E você não percebeu.
A maternidade não vem com avisos. Você simplesmente segue, fazendo o melhor que pode, tentando sobreviver ao cansaço e ao caos, e quando olha para trás... passou.
E então você percebe que tudo o que parecia eterno na rotina deles se desfez, assim como as roupas que ficaram pequenas de uma semana para outra. O tempo te engana. Ele faz parecer que você ainda tem muito dele pela frente, quando na verdade está sempre escorrendo pelas frestas do dia a dia.
Talvez seja essa a maior armadilha da maternidade: acreditar que sempre haverá mais um dia, mais uma noite, mais uma oportunidade para prestar atenção. Que aquela palavra trocada de forma engraçada será repetida amanhã. Que aquela brincadeira no meio da sala ainda será um pedido recorrente na próxima semana.
Mas a infância deles não pede licença para ir embora.
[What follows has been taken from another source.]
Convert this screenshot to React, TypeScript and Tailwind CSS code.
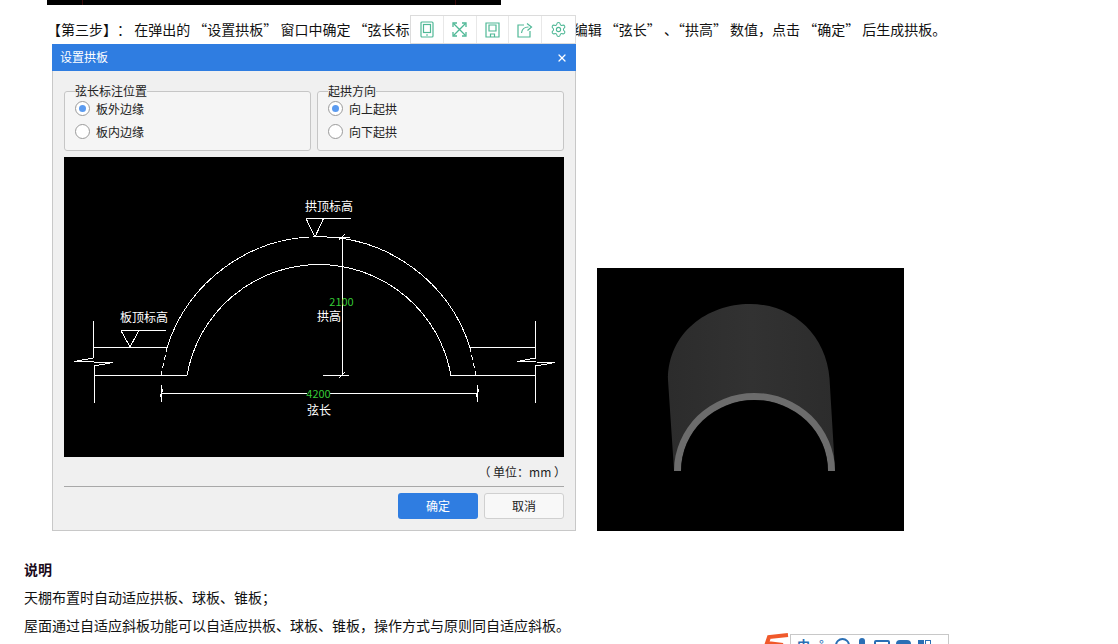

O tempo é traiçoeiro. Ele nos rouba as versões mais pequenas dos nossos filhos sem que a gente perceba. A cada dia, eles são um pouco menos aqueles bebês que um dia carregamos no colo, e um pouco mais as pessoas que um dia vão partir.
E a gente sabe que é assim que deve ser.
Mas isso não significa que seja fácil.
A maternidade é feita desse constante desencontro entre querer que eles cresçam e querer que eles fiquem. Entre incentivar a independência e se agarrar a cada traço da infância. Entre a felicidade de vê-los conquistar o mundo e a saudade antecipada de tudo o que já foi.
E então, no meio dessa tempestade de sentimentos, vem o alívio: a maternidade também acontece nos momentos que permanecem.
Porque no meio de tudo isso, antes do café esfriar, alguém te abraça do nada. Alguém diz "a melhor do mundo". Alguém deita no seu colo só porque quer ficar perto.
E naquele instante, você sabe.
A maternidade acontece nos intervalos. Nos pequenos espaços entre o que já passou e o que ainda virá.
E antes que o café esfrie de novo, você se permite estar ali.
Porque, dessa vez, você sabe que não há garantias de quando será a última vez.
E então você tenta. Tenta prestar mais atenção. Tenta estar ali, de verdade, não só de corpo presente, mas de mente também. Tenta gravar os pequenos momentos na memória, mesmo sabendo que, em algum momento, alguns deles escaparão.
Tenta porque sabe que, mesmo sem perceber, eles também estão te observando. Estão aprendendo com você sobre presença, sobre amor, sobre tempo.
E enquanto eles ainda te procuram no meio da noite, ainda pedem sua opinião sobre coisas pequenas, ainda te chamam para ver um desenho engraçado que encontraram, você promete a si mesma que não vai deixar esse tempo passar despercebido.
Promete que vai tentar prestar atenção antes que o café esfrie.
Porque dessa vez, você sabe que ele sempre esfria.